Adani Enterprises Ltd (AEL) is exiting its 26-year joint venture with Singapore's Wilmar group, raising over $2 billion that it will invest in core businesses such as energy and utilities.
The Adani Group flagship on Monday said it will sell its entire 43.94% stake in Adani Wilmar Ltd-31.06% stake to its partner Wilmar International, and the balance to the public. The latter transaction will also raise public shareholding in Adani Wilmar to 25%, the mandatory minimum.
“AEL will use the proceeds from the sale to turbocharge its investments in the core infrastructure platforms in energy & utility, transport & logistics and other adjacencies in primary industry. AEL will continue to invest in infrastructure sectors which will further strengthen AEL’s position as India’s largest listed incubator of platforms playing the key macro themes underpinning India’s growth story,” Adani Enterprises said in a statement.
Adani Wilmar had a market capitalization of ₹42,824 crore ($5 billion) at market close on Monday, valuing Adani's stake in the fast-moving consumer goods company at ₹18,817 crore ($2.2 billion). The maker of Fortune oils, soya chunks and pulses closed FY24 with revenue of nearly ₹50,000 crore.
Adani Wilmar shares lost 0.17% to close at ₹329.5 on the BSE on Monday, compared to a 0.57% fall in the Sensex. Adani Enterprises gained 7.65% to close at ₹2,593.45. The announcement was made after market hours.
Presently, public shareholders hold only 12.13% of Adani Wilmar, which was listed in February 2022. In India, companies must meet minimum public shareholding requirements within three years of listing if their post-listing market capitalization is below ₹1 trillion.
Adani Wilmar will be changing its name, the company said. Pranav Adani and Malay Mahadevia, Adani Group’s nominee directors on the board of Adani Wilmar resigned on Monday.
Adani’s exit from the FMCG company has long been speculated, especially short-seller Hindenburg Research's allegations sparked a rout in its shares, sparking concerns over the group’s liquidity position in the case of a margin call by lenders. The Adani Group has denied all allegations.
“Today, Adani Wilmar is the only misfit in the Adani Group’s portfolio. Typically, the businesses that the Adani Group focuses on have a large upfront investment and then generate significant cashflows without day-to-day intervention. Consumer goods business is not that way,” said Deven Choksey, managing director of DRChoksey FinServ Pvt. Ltd.

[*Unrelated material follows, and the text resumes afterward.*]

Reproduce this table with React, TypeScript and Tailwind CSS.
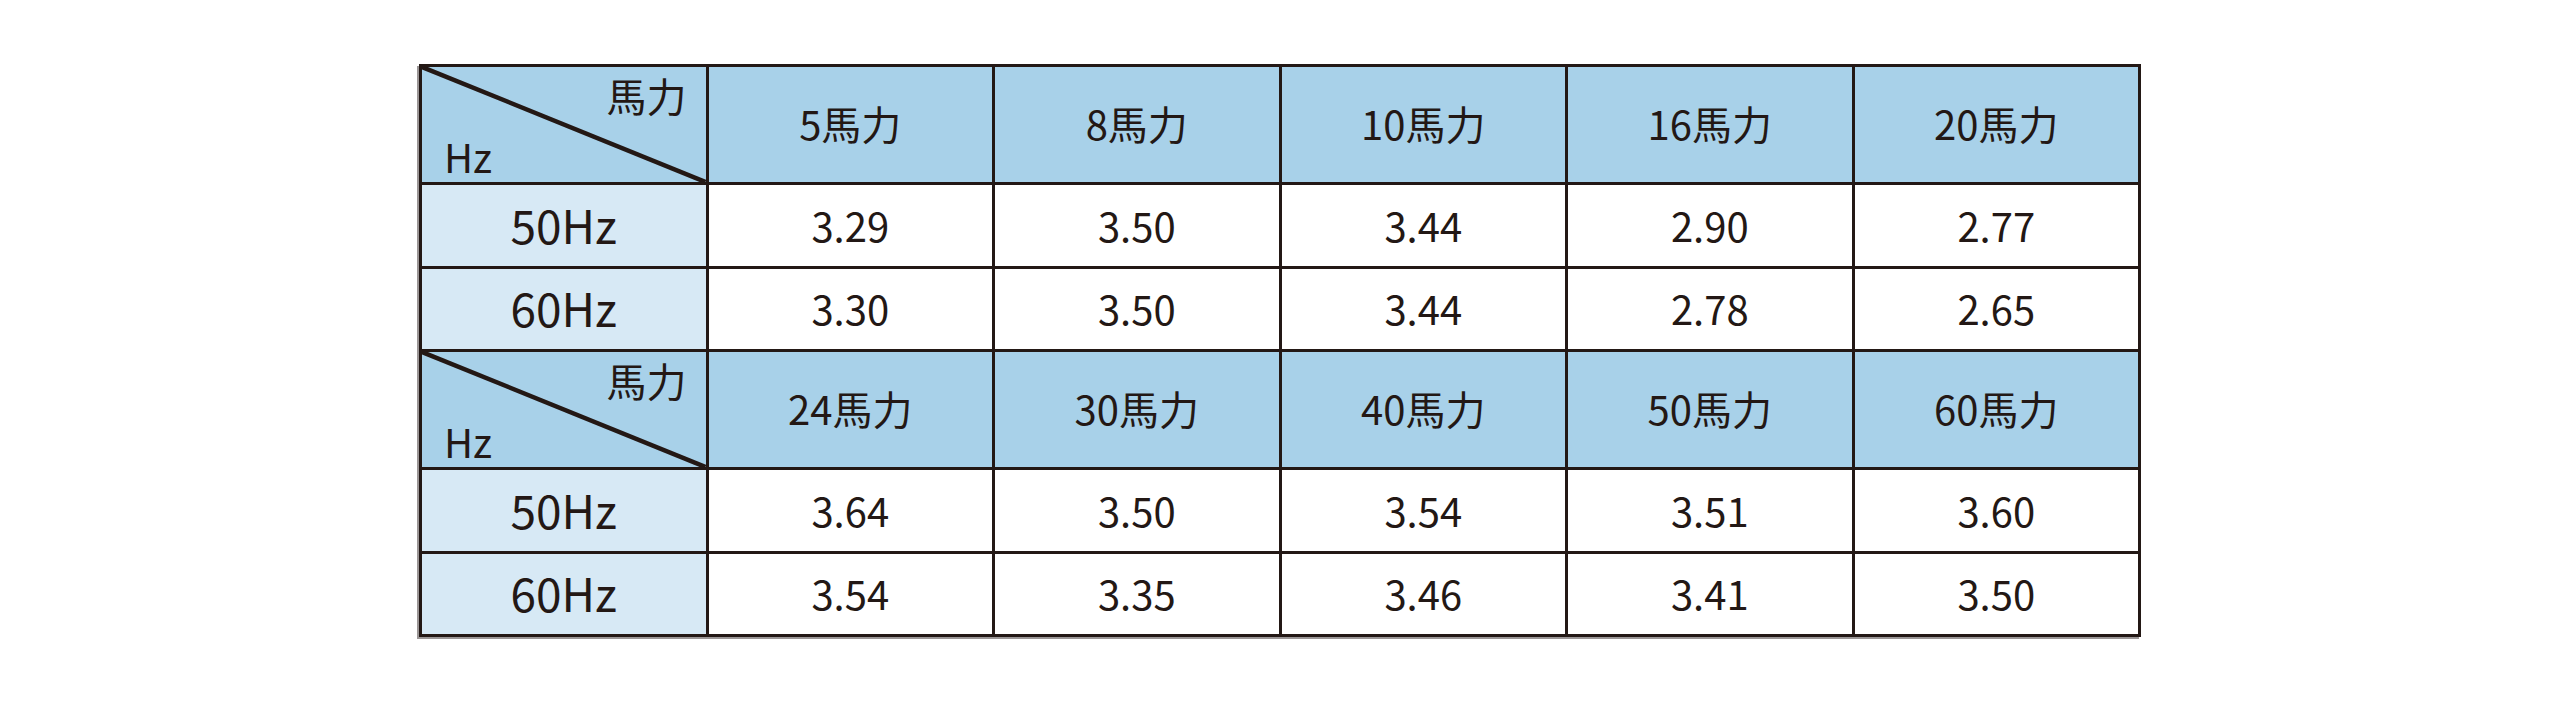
const font = { fontFamily: '"Noto Sans CJK JP", "Noto Sans", sans-serif' };

type Block = {
    heads: string[];
    hz50: string[];
    hz60: string[];
};

const blocks: Block[] = [
    {
        heads: ["5馬力", "8馬力", "10馬力", "16馬力", "20馬力"],
        hz50: ["3.29", "3.50", "3.44", "2.90", "2.77"],
        hz60: ["3.30", "3.50", "3.44", "2.78", "2.65"],
    },
    {
        heads: ["24馬力", "30馬力", "40馬力", "50馬力", "60馬力"],
        hz50: ["3.64", "3.50", "3.54", "3.51", "3.60"],
        hz60: ["3.54", "3.35", "3.46", "3.41", "3.50"],
    },
];

// the corner cell with the diagonal split
function CornerCell() {
    return (
        <div className="relative bg-[#a8d1e9]">
            <svg
                className="absolute inset-0 h-full w-full"
                preserveAspectRatio="none"
                viewBox="0 0 100 100"
            >
                <line
                    x1="0"
                    y1="0"
                    x2="100"
                    y2="100"
                    stroke="#231815"
                    strokeWidth="4.5"
                    vectorEffect="non-scaling-stroke"
                />
            </svg>
            <span className="absolute right-[19px] top-[8px] text-[40px] leading-none">
                馬力
            </span>
            <span className="absolute left-[22px] bottom-[6px] text-[40px] leading-none">
                Hz
            </span>
        </div>
    );
}

function HeadCell({ label }: { label: string }) {
    return (
        <div className="flex items-center justify-center bg-[#a8d1e9] text-[40px] leading-none pb-[4px]">
            {label}
        </div>
    );
}

function LabelCell({ label }: { label: string }) {
    return (
        <div className="flex items-center justify-center bg-[#d7e9f5] text-[46px] leading-none pb-[4px]">
            {label}
        </div>
    );
}

function ValueCell({ value }: { value: string }) {
    return (
        <div className="flex items-center justify-center bg-white text-[40px] leading-none pb-[2px]">
            {value}
        </div>
    );
}

export default function App() {
    return (
        <div className="min-h-[718px] w-full bg-white pt-[64px]" style={font}>
            <div
                className="mx-auto grid w-[1722px] grid-cols-6 grid-rows-[115px_81px_80px_115px_81px_80px] gap-[3px] bg-[#231815] p-[3px] text-[#231815] shadow-[-2px_2px_0_#9b9696]"
            >
                {blocks.map((block, i) => (
                    <div key={i} className="contents">
                        <CornerCell />
                        {block.heads.map((h) => (
                            <HeadCell key={h} label={h} />
                        ))}
                        <LabelCell label="50Hz" />
                        {block.hz50.map((v, j) => (
                            <ValueCell key={j} value={v} />
                        ))}
                        <LabelCell label="60Hz" />
                        {block.hz60.map((v, j) => (
                            <ValueCell key={j} value={v} />
                        ))}
                    </div>
                ))}
            </div>
        </div>
    );
}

Adani Wilmar's size was too small to provide a meaningful diversification from Adani's infrastructure sector, said Rajesh Palviya, senior vice-president, research (head, technical & derivatives) Axis Securities Ltd. Adani Wilmar’s ₹43,000-crore market capitalization is much lower than other listed Adani companies, most of which are worth above ₹1 trillion.
“Even after exiting Adani Wilmar, the Adani Group will have consumer-facing businesses like airports, Adani Digital and electricity distribution,” Choksey said.
The stake sale will also buffer the Adani Group’s liquidity position and its ability to service upcoming debt obligations. Adani Group’s net debt to Ebitda across portfolio companies currently stands at about 2.4x.